その後、地元の人たちが、「都紀女加王墓(上のびゅう塚古墳)の隣に破壊された5つの古墳のミニチュアを復元・製作をしたものです。

 

 

 

※目達原古墳群公園の入口です。

 

 

 

平面積が実物の1/7で高さは、実際の1/4だそうです。

少し、高さがデフォルメされたミニチュア古墳です。

 

 

 

※記念碑の石は、実際の古墳の石室の石材を使っているそうです。

 

 

 

「大塚古墳は」全長55mの前方後円墳です(ここでは、55mの1/7の大きさですが・・)。

次にあるのは「古稲荷塚古墳」です。「古稲荷塚古墳」は本来は直径44mの大きな円墳ですが、ここでは1/7の大きさです。

横穴式石室があったそうですから、もしかしたら一番若い古墳なのかも知れません。

 

 

 

※奥から「大塚古墳」、「古稲荷塚古墳」、「稲荷塚古墳」

 

 

 

※手前が「稲荷塚古墳」、奥手前が円墳の「古稲荷塚古墳」、一番奥が「大塚古墳」

 

 

 

「稲荷塚古墳」は全長50mの前方後円墳で、前方部と後円部の2か所に横穴式石室があったそうです。

「塚山古墳」も「大塚古墳」とほぼ同じ54.5mの前方後円部です。「都紀女加王墓」より大きな古墳ということになります。

周溝や葺石はあったのでしょうか?埴輪はなかったのでしょうか?

 

 

 

※手前は「大塚古墳」の後円部だと思います。

 

 

 

※手前が「古稲荷塚古墳」で奥が「稲荷塚古墳」

 

 

 

最後に紹介する「瓢箪塚古墳」は、全長が27mと古墳群の中では一番小さい前方後円墳ですが箱式石棺が出土していることから竪穴式石室だったのではと想像がつきます。この古墳群の中では一番古い古墳なのかもしれません。

他にも「無名塚古墳」、「横田南古墳」等の古墳がこの目達原古墳群にはあったようです。

 

 

 

※これが、たぶん「塚山古墳」です。一番小さい瓢箪塚古墳は見逃してしまいました。

 

 

 

でも、このミニチュアの古墳は、ただの縮小版レプリカ古墳ではありません。

破壊・削平されてしまった古墳から引き継がれた被葬者の「魂」が入ってる古墳です。

このミニチュアの古墳を作るにあたって、霊璽を祀るとともに壊された古墳に副葬されていた遺物を箱に収めて埋納しているのだそうです。
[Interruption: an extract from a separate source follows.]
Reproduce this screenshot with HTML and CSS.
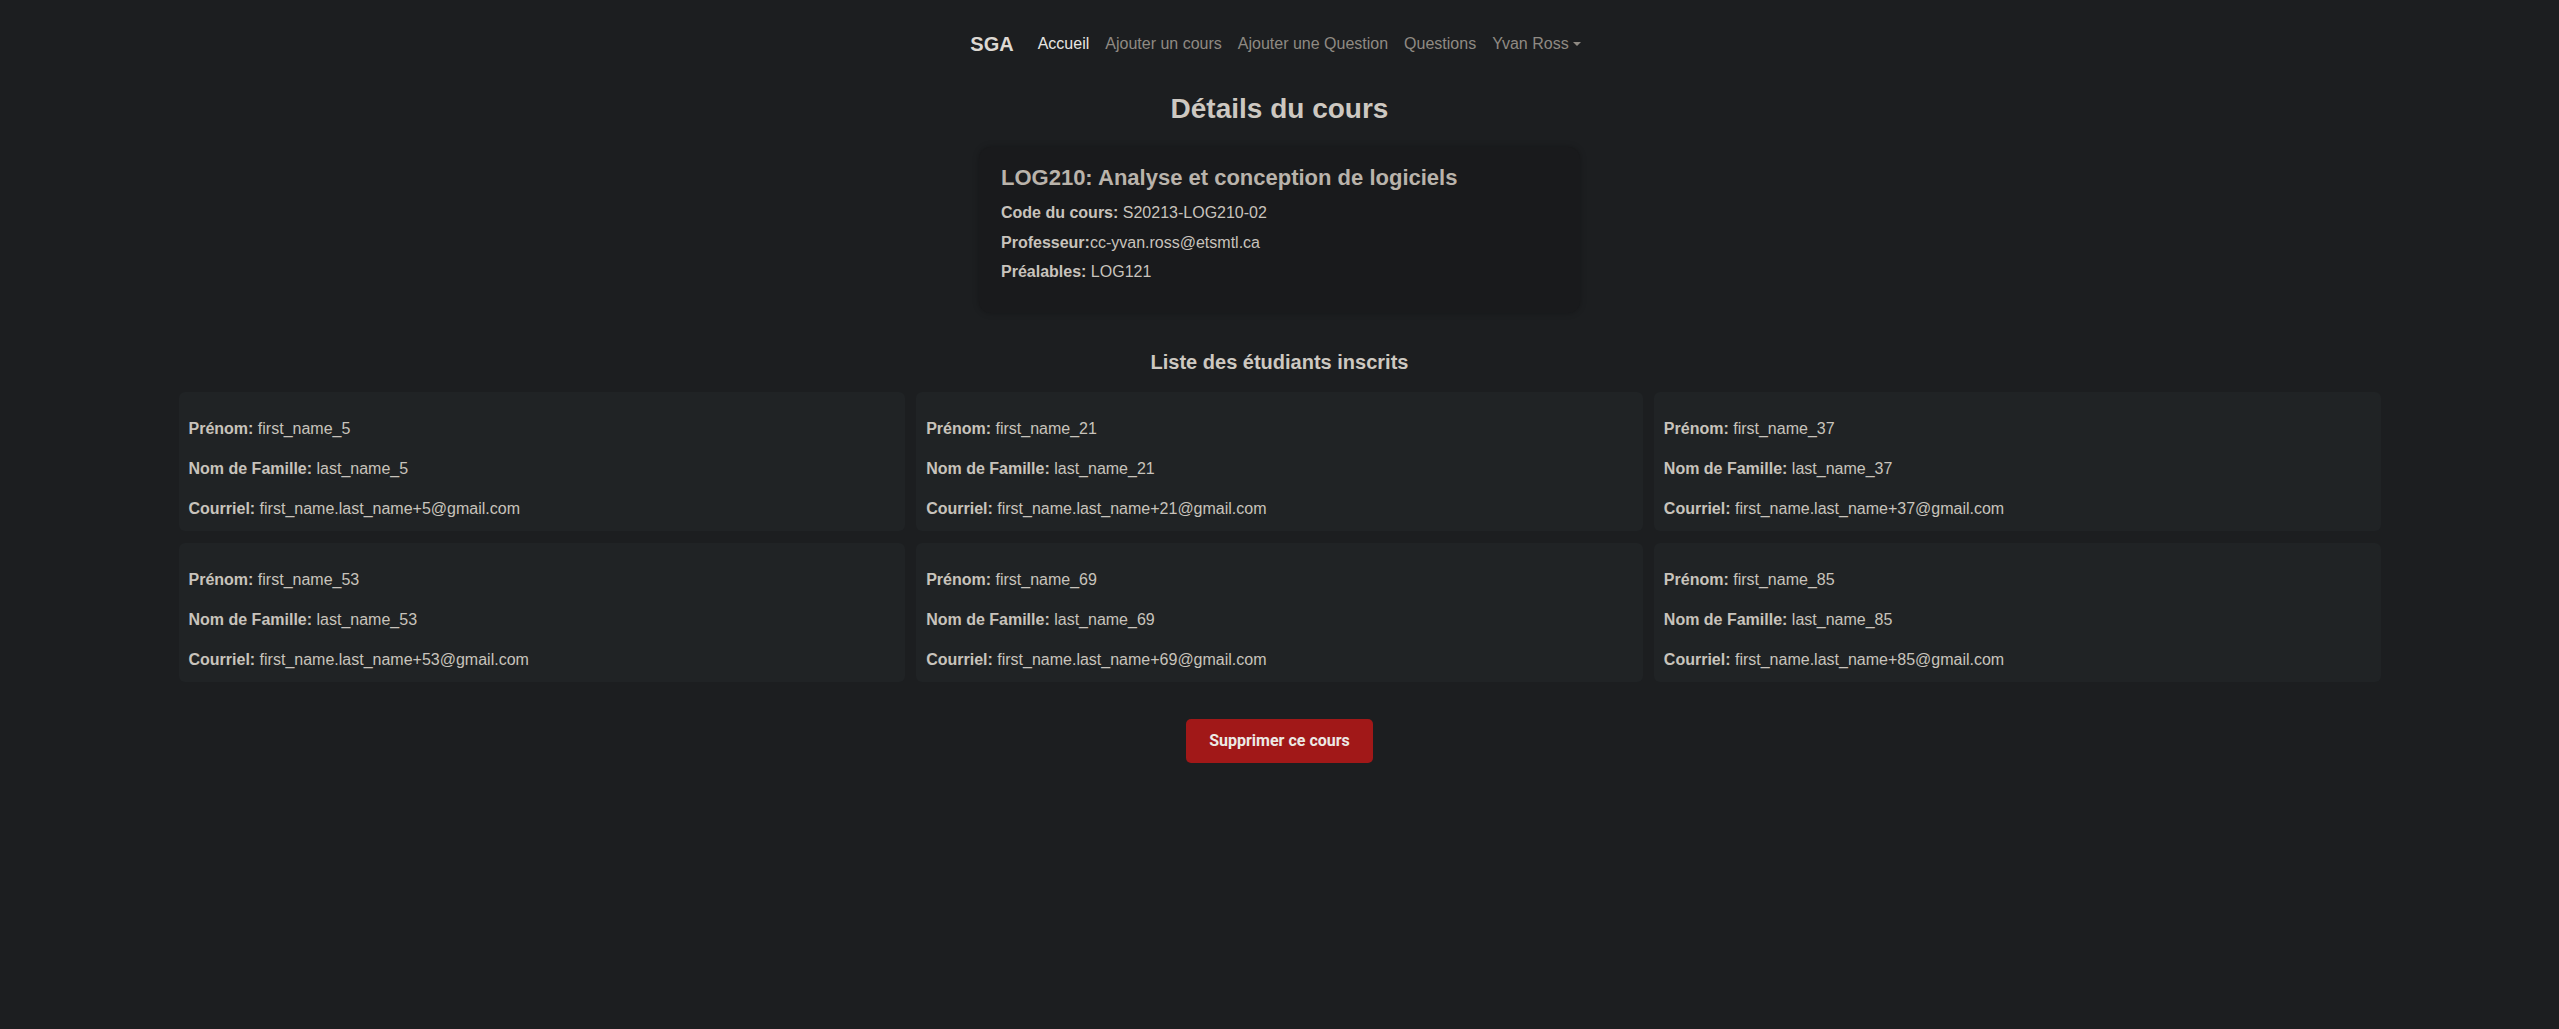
FILE: index.html
```html
<!DOCTYPE html>
<html lang="fr">
<head>
<meta charset="utf-8">
<title>SGA - Détails du cours</title>
<link rel="stylesheet" href="styles.css">
</head>
<body>
<nav class="navbar">
  <a class="brand" href="#">SGA</a>
  <ul class="nav">
    <li><a class="nav-link active" href="#">Accueil</a></li>
    <li><a class="nav-link" href="#">Ajouter un cours</a></li>
    <li><a class="nav-link" href="#">Ajouter une Question</a></li>
    <li><a class="nav-link" href="#">Questions</a></li>
    <li><a class="nav-link dropdown" href="#">Yvan Ross<span class="caret"></span></a></li>
  </ul>
</nav>

<main class="page">
  <h3 class="page-title">Détails du cours</h3>

  <section class="course-card">
    <h4 class="course-title">LOG210: Analyse et conception de logiciels</h4>
    <p class="course-line"><b>Code du cours:</b> S20213-LOG210-02</p>
    <p class="course-line"><b>Professeur:</b>cc-yvan.ross@etsmtl.ca</p>
    <p class="course-line"><b>Préalables:</b> LOG121</p>
  </section>

  <h5 class="list-title">Liste des étudiants inscrits</h5>

  <div class="students">
    <div class="student">
      <p><b>Prénom:</b> first_name_5</p>
      <p><b>Nom de Famille:</b> last_name_5</p>
      <p><b>Courriel:</b> first_name.last_name+5@gmail.com</p>
    </div>
    <div class="student">
      <p><b>Prénom:</b> first_name_21</p>
      <p><b>Nom de Famille:</b> last_name_21</p>
      <p><b>Courriel:</b> first_name.last_name+21@gmail.com</p>
    </div>
    <div class="student">
      <p><b>Prénom:</b> first_name_37</p>
      <p><b>Nom de Famille:</b> last_name_37</p>
      <p><b>Courriel:</b> first_name.last_name+37@gmail.com</p>
    </div>
    <div class="student">
      <p><b>Prénom:</b> first_name_53</p>
      <p><b>Nom de Famille:</b> last_name_53</p>
      <p><b>Courriel:</b> first_name.last_name+53@gmail.com</p>
    </div>
    <div class="student">
      <p><b>Prénom:</b> first_name_69</p>
      <p><b>Nom de Famille:</b> last_name_69</p>
      <p><b>Courriel:</b> first_name.last_name+69@gmail.com</p>
    </div>
    <div class="student">
      <p><b>Prénom:</b> first_name_85</p>
      <p><b>Nom de Famille:</b> last_name_85</p>
      <p><b>Courriel:</b> first_name.last_name+85@gmail.com</p>
    </div>
  </div>

  <div class="actions">
    <button class="btn-danger" type="button">Supprimer ce cours</button>
  </div>
</main>
</body>
</html>
```

FILE: styles.css
```css
* { box-sizing: border-box; }

html, body {
  margin: 0;
  padding: 0;
  background: #1c1e20;
  color: #c8c3bc;
  font-family: "Liberation Sans", Arial, sans-serif;
  font-size: 16px;
  line-height: 1.5;
}

a { text-decoration: none; }

.navbar {
  display: flex;
  justify-content: center;
  align-items: center;
  padding: 24px 0 8px;
}

.brand {
  font-size: 20px;
  line-height: 30px;
  font-weight: 700;
  color: #dcd8d2;
  padding: 5px 0;
  margin-right: 16px;
}

.nav {
  display: flex;
  list-style: none;
  margin: 0;
  padding: 0;
}

.nav-link {
  display: block;
  padding: 8px;
  line-height: 24px;
  color: #8f8a83;
}

.nav-link.active { color: #e8e6e3; }

.caret {
  display: inline-block;
  margin-left: 4px;
  vertical-align: 3px;
  border-top: 4.8px solid #8f8a83;
  border-left: 4px solid transparent;
  border-right: 4px solid transparent;
}

.page {
  display: flex;
  flex-direction: column;
  align-items: center;
}

.page-title {
  margin: 20px 0 21px;
  font-size: 28px;
  line-height: 33.6px;
  font-weight: 700;
  color: #cdc8c1;
}

.course-card {
  width: 601px;
  background: #191a1c;
  border-radius: 12px;
  box-shadow: 0 0 6px rgba(0, 0, 0, 0.25);
  padding: 18px 22px 29px;
}

.course-title {
  margin: 0 0 10px;
  font-size: 22px;
  line-height: 26.4px;
  font-weight: 700;
  color: #b9b3ab;
}

.course-line {
  margin: 0 0 5.5px;
  font-size: 16px;
  line-height: 24px;
}
.course-line:last-child { margin-bottom: 0; }

.list-title {
  margin: 37px 0 18px;
  font-size: 20px;
  line-height: 24px;
  font-weight: 700;
  color: #cdc8c1;
}

.students {
  width: 2202px;
  display: grid;
  grid-template-columns: repeat(3, 1fr);
  gap: 12px 11px;
}

.student {
  background: #202325;
  border-radius: 6px;
  padding: 25px 10px 10px;
}

.student p {
  margin: 0 0 16px;
  line-height: 24px;
}
.student p:last-child { margin-bottom: 0; }

.actions {
  margin-top: 37px;
}

.btn-danger {
  font-family: Roboto, "Liberation Sans", sans-serif;
  font-size: 16px;
  font-weight: 700;
  line-height: 24px;
  padding: 10px 23px;
  color: #ece9e5;
  background: #a11818;
  border: none;
  border-radius: 5px;
}
```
目達原航空隊の飛行場となってしまい壊された5つの古墳たちは、地元の人たちの努力によって被葬者の「魂」が残されたと考えれば、僅かながらも救われた気持ちになります。

 

 

 

※春には古墳公園がつつじの色とりどりの花で着飾ることでしょう。

 

 

 

それは、もしかすれば、昭和18年(1943年)この古墳の跡地に作られた陸軍目達原飛行場が特攻隊の教育隊が置かれたこともその一因なのかも知れません。ここの航空隊で教育を受けた少年たちは、遠く海のかなた消えていき、彼らの「魂」がここに戻ってくることがなかったことから、壊してしまった古墳の「魂」を守ろうとしたのかも知れません。